De Bruyckere’s exhibition Cripplewood, which consists of a solitary and leafless fallen tree that is held together by leaking bandages, includes a text by Coetzee, who according to one source is due to visit in July.
The word cripple, the text panel reads, is no longer in polite use. It is, writes Coetzee, an unwanted word, pressed back, repressed, buried.
“Rejected as unclean, it is dismissed back to the world from which it came and to which it belongs, a world of hovels and tenements, of open drains and coal cellars and horse-drawn carts and starving dogs in the street.”
Coetzee’s vision conjures a dystopia that is synchronous with parts of his former Cape Town.
“Who wants to make art that deliberately seeks not to challenge,” says Irish photographer Richard Mosse, whose six-channel film The Enclave, on show in the Irish Pavilion, collages everyday scenes filmed in the Kivu district of the Democratic Republic of Congo — births, deaths, dancing, rehearsals for battle — with staged, impressionistic moments. The film opens with a young man walking into Lake Kivu with an assault rifle and disappearing.
Like Coetzee, Mosse impressionistically reimagines Africa’s peopled landscapes as freighted with a terrible beauty. Rather than literally describe this beauty, Mosse, who like Guy Tillim is a kind of post-photojournalist, uses infrared film.
The outcome is a gaudy and mesmerising form of anti-reportage whose central subject is conflict.
“War, in my experience, is a very imaginative space,” says Mosse, who is represented by the same New York dealer as Zwelethu Mthethwa and Anton Kannemeyer.

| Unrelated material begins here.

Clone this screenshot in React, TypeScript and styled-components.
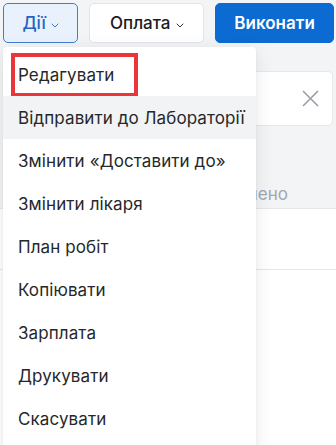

Not so long ago Mosse’s intentionally unreliable reportage might have provoked outrage. Ditto the abysmal selection of roadside art shuffled into the so-called Kenyan Pavilion by two Italian curators.
But with flamboyant African monarchs commanding the Grand Canal as their playground and oil-rich Angola snagging a first prize, this year’s Venice Biennale is less a place to chart neglect and ritual misrepresentation than a space of tricky but real self-actualisation for African artists.